Clever and honest, playful but disturbing--The Backslider is a demanding and hugely enjoyable novel. --Roddy Doyle
Seàn McGrady has brought loquacious delight to the loss of innocence. Every sentence in The Backslider savors "the peculiar and sometimes painful world of decisions," as that world orbits through the tumultuous spirit of the 16-year-old Marius. The boy has a stolen bill in his pocket and he's on the verge of more serious trouble, perhaps even murder, and meanwhile the peregrinations of the kid's meditations pop and maunder wondrously, often hilariously. Now he's swept up in some anarchic urge, and now he's carried away by the no-account types on a city corner.

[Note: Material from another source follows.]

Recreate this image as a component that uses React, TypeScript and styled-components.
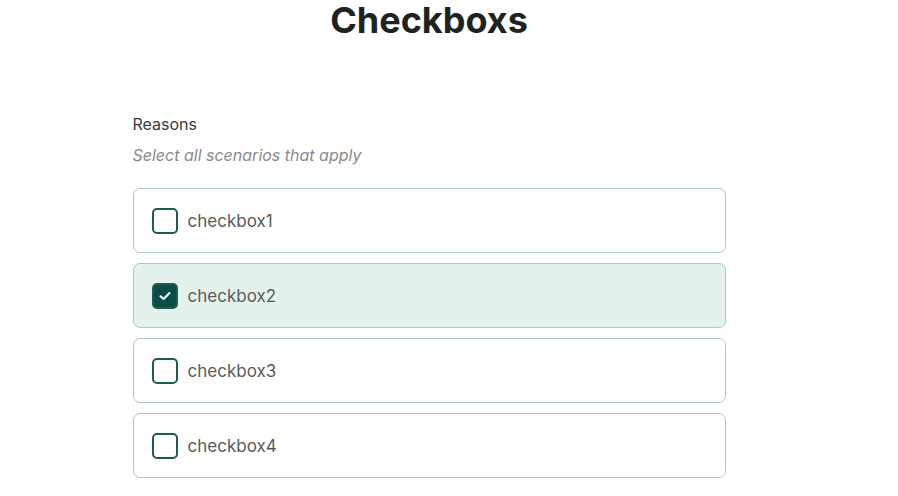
import styled, { createGlobalStyle } from "styled-components";

const GlobalStyle = createGlobalStyle`
  body {
    margin: 0;
    background: #ffffff;
    font-family: "Inter", "Open Sans", sans-serif;
  }
`;

const Page = styled.div`
  width: 858px;
  display: flex;
  flex-direction: column;
  align-items: center;
`;

const Title = styled.h1`
  margin: 0;
  font-size: 36px;
  font-weight: 700;
  color: #1e2322;
  line-height: 40px;
`;

const Fieldset = styled.div`
  width: 593px;
  margin-top: 74px;
  display: flex;
  flex-direction: column;
`;

const Legend = styled.div`
  font-size: 16px;
  color: #3a3a3a;
  line-height: 20px;
`;

const Hint = styled.div`
  margin-top: 11px;
  font-size: 16px;
  font-style: italic;
  color: #8a8a8a;
  line-height: 20px;
`;

const List = styled.div`
  margin-top: 23px;
  display: flex;
  flex-direction: column;
  gap: 10px;
`;

const Option = styled.label<{ $checked: boolean }>`
  height: 65px;
  box-sizing: border-box;
  display: flex;
  align-items: center;
  gap: 10px;
  padding: 0 18px;
  border: 1.5px solid #a9cac5;
  border-radius: 7px;
  background: ${(p) => (p.$checked ? "#e4f2ee" : "#ffffff")};
  cursor: pointer;
`;

const Box = styled.span<{ $checked: boolean }>`
  width: 26px;
  height: 26px;
  box-sizing: border-box;
  border-radius: 5px;
  border: 2px solid #1f5a55;
  background: ${(p) => (p.$checked ? "#0c4c47" : "#ffffff")};
  display: flex;
  align-items: center;
  justify-content: center;
`;

const Text = styled.span`
  font-size: 17px;
  color: #5a5a5a;
`;

const items = [
  { label: "checkbox1", checked: false },
  { label: "checkbox2", checked: true },
  { label: "checkbox3", checked: false },
  { label: "checkbox4", checked: false },
];

export default function App() {
  return (
    <Page>
      <GlobalStyle />
      <Title>Checkboxs</Title>
      <Fieldset>
        <Legend>Reasons</Legend>
        <Hint>Select all scenarios that apply</Hint>
        <List>
          {items.map((item) => (
            <Option key={item.label} $checked={item.checked}>
              <Box $checked={item.checked}>
                {item.checked && (
                  <svg width="14" height="14" viewBox="0 0 14 14">
                    <path
                      d="M2.5 7.2 L5.6 10 L11.5 4"
                      fill="none"
                      stroke="#fff"
                      strokeWidth="2"
                      strokeLinecap="round"
                      strokeLinejoin="round"
                    />
                  </svg>
                )}
              </Box>
              <Text>{item.label}</Text>
            </Option>
          ))}
        </List>
      </Fieldset>
    </Page>
  );
}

A troubled corner, that would be, in a dangerous city. Yes, now for McGrady's greatest trick: he does it in early-'70s Belfast, church-riven and bullet-riddled. It's as if Flann O'Brien took his blarney to Stalingrad -- and there held the armies spellbound. --John Domini, author of Earthquake I.D. and A Tomb on the Periphery
With echoes of the distinctive humour and philosophical meditations inherited from a rich Irish literary legacy, The Backslider is an accomplished and deeply affecting novel, McGrady's observations on the nature of adolescence are powerful and provocative. --Ian Holding, author of Unfeeling: A Novel and Of Beasts and Beings
I read The Backslider in one fell swoop, with increasing admiration and delight. An absolute stunning coming of age novel, set in The Troubles and you can literally smell the cordite and the litany of The Evangelical Church. Beautifully wrought with a skill that seems to be more in line with an assured half dozen books under your belt. Moving and drenched in the appalling consequences of an apparently petty act. Catcher in the Northern Province, with a compassion that echoes long after the book is read, and an assurance that here is a novel to return to over and wonderfully over. --Ken Bruen, author of The Guards and The White Trilogy
Sean McGrady was raised in Belfast, immersed in the religious and political ideas that defined the Irish Troubles. A former university lecturer in philosophy, he lives in York, England.